Detroit’s known the world over for music. How do we keep the sound alive in Motown for our own?
That’s where the Detroit School of Music comes in.
It was a typical winter day just outside of the Midtown neighborhood when Carole Hoste opened the gate for us.
The school is located in what was formerly the Malcolm X Academy, in a building that used to be a part of the public school system. Even though the system has left it, the outside of the School of Music reverberated with the hum of progress and potential that so many buildings in the area give off.
Music is important. I bet you didn’t know that individuals who study music demonstrate higher abilities in nearly all academic areas, a decrease in aggression and violent behavior, lower likelihood of abusing drugs and alcohol, and a lower instance of developing Alzheimer’s or other degenerative mental disorders. In short, music isn’t just about what your ears, but about your mind and soul.
So who is Carole Hoste?
Hoste got her start in teaching music with The Grosse Pointe Music Academy that started out as a small operation above a liquor store in Grosse Pointe Park, just across the border on Detroit’s far Eastside. Hoste watched as the GPMA went from a one-man operation above a popular liquor stop to a full commercial building with 20 teachers employed, a full-time receptionist, expanded class offerings and tons of happy students of all ages.

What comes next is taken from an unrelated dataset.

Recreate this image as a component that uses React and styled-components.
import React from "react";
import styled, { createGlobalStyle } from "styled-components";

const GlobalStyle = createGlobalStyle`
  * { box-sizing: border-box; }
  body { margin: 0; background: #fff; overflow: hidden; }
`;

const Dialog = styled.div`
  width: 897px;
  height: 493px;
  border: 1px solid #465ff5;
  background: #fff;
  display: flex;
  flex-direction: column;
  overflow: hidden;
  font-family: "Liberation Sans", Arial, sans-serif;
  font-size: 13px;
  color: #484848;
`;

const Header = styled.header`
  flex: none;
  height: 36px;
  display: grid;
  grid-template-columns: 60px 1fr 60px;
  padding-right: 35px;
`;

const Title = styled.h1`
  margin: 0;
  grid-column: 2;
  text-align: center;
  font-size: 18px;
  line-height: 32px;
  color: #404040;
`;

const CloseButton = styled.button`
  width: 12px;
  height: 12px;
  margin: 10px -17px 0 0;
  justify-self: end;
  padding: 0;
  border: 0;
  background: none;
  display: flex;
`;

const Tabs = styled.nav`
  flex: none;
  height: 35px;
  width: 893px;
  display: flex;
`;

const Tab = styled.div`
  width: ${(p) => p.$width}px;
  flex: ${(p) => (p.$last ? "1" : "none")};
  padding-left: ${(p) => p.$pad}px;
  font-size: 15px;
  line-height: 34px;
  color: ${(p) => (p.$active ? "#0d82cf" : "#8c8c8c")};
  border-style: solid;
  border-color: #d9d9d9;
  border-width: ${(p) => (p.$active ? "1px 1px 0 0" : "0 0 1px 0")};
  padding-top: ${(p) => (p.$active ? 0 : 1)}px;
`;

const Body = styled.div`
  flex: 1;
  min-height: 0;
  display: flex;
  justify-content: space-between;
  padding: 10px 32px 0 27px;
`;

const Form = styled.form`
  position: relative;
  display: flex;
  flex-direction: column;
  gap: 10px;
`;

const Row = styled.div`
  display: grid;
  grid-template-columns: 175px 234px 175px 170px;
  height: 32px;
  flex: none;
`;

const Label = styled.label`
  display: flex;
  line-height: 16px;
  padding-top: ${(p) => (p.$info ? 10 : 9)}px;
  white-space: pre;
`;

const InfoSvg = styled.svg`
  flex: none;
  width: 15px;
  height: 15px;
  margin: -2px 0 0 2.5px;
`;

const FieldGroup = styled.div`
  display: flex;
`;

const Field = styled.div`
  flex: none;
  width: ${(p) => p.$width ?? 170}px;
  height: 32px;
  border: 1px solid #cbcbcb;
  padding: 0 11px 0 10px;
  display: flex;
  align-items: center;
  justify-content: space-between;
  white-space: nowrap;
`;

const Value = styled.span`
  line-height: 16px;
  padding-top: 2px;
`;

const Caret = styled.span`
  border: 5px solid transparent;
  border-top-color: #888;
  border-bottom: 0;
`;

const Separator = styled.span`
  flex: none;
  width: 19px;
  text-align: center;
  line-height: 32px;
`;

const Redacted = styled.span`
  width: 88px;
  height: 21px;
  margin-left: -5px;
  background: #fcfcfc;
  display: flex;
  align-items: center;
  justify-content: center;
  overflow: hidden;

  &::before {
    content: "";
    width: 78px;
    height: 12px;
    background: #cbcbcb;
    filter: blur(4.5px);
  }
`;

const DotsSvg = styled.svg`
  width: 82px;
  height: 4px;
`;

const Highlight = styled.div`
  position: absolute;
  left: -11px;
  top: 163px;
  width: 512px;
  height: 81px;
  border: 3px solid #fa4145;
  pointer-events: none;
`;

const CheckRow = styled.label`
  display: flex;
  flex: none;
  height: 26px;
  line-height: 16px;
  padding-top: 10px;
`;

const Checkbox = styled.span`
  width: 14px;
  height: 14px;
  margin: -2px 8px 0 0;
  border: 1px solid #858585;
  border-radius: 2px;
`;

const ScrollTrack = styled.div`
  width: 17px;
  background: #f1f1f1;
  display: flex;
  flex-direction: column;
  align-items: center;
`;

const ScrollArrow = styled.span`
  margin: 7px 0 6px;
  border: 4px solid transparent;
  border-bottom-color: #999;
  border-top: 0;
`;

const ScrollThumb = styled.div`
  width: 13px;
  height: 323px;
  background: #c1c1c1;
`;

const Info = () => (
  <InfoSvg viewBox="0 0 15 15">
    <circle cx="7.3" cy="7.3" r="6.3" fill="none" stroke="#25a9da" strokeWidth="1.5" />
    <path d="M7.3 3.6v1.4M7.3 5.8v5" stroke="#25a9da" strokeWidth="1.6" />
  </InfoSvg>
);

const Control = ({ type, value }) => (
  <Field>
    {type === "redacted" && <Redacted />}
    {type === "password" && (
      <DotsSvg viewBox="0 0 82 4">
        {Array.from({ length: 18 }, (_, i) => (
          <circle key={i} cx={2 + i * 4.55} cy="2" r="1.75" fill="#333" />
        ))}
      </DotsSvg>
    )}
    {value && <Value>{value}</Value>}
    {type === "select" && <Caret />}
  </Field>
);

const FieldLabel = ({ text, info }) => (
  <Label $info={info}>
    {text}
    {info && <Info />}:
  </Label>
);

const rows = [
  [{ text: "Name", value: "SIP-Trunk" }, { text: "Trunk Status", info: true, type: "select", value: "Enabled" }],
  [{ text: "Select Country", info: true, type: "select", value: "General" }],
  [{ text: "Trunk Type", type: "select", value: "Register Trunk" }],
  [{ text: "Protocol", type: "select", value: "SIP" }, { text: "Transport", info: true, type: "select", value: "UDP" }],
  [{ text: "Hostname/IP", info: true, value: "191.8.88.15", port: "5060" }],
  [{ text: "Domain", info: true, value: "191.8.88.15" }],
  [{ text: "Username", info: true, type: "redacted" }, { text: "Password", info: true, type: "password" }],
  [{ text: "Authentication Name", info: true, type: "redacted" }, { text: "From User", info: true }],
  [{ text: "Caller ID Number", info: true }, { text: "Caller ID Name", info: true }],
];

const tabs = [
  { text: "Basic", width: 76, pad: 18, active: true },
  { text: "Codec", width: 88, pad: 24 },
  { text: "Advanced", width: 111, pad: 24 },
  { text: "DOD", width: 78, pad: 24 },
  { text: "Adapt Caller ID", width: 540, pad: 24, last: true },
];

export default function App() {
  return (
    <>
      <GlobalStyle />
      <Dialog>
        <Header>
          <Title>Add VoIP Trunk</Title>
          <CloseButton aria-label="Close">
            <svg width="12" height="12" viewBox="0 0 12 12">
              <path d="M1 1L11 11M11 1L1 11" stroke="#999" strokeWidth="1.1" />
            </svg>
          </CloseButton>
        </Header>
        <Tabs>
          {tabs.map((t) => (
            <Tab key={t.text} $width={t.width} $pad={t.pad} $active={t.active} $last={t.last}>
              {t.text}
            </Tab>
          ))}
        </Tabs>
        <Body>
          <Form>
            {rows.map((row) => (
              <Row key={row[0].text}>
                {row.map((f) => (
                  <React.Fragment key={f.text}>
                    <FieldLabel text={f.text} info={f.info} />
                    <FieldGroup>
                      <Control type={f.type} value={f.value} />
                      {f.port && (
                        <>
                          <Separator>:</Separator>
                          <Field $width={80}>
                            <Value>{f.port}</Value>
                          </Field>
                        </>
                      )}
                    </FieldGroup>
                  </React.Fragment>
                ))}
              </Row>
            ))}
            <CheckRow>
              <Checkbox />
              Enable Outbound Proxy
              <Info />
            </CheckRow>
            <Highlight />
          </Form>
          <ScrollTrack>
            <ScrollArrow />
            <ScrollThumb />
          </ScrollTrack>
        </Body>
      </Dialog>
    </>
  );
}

With the usual dose of Detroit “Do-It-Yourself” attitude, Hoste got the ball rolling on the Detroit School of Music with funding from her own savings.

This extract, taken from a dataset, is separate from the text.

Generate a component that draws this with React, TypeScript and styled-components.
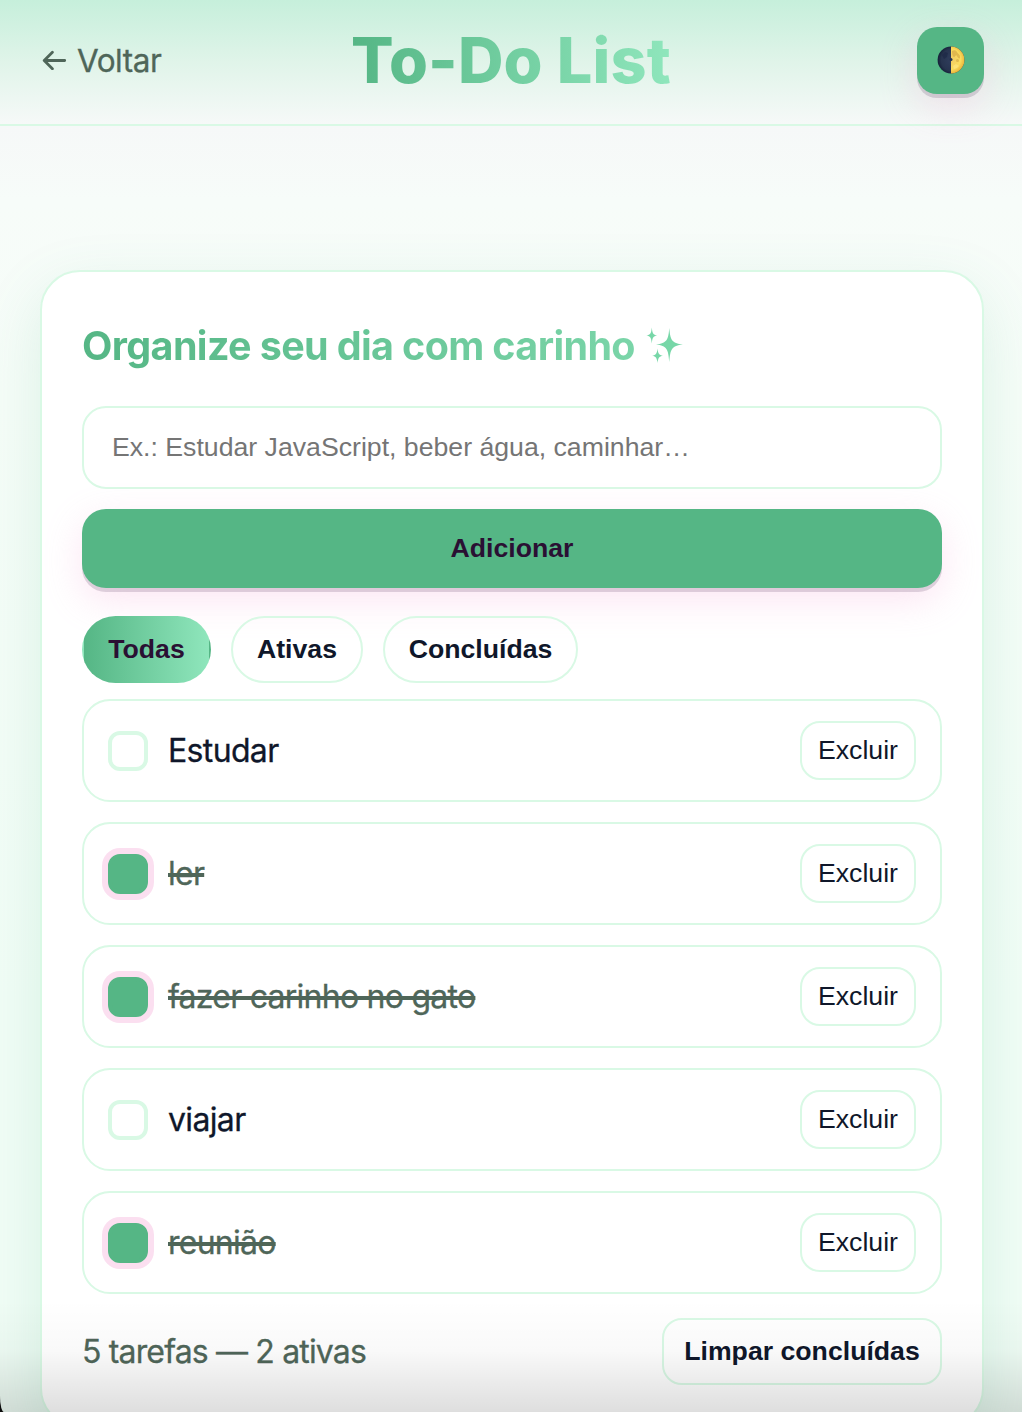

“I just thought, this could happen in Detroit,” she said. “This NEEDS to happen in Detroit. The need was there, and even though I had no business background at all, I thought if one guy could start small and grow his studio in Grosse Pointe, that I could do the same thing in Detroit.”
Even those who subscribe to the “Do It Yourself” ethos here do things with the help of others. In the fall two music students from Ann Arbor through other outreach efforts in Detroit came across Hoste (and the DSM) and through their love of music threw Hoste a benefit concert that generated some of the much needed funding to help her expand her efforts.
What does the future hold for the Detroit School of Music?
“I would love to see us expand to occupy the entire building – giving musical life to a closed-down school would be so cool and symbolic, in light of seeing music leaving the schools that are still open these days,” Hoste says.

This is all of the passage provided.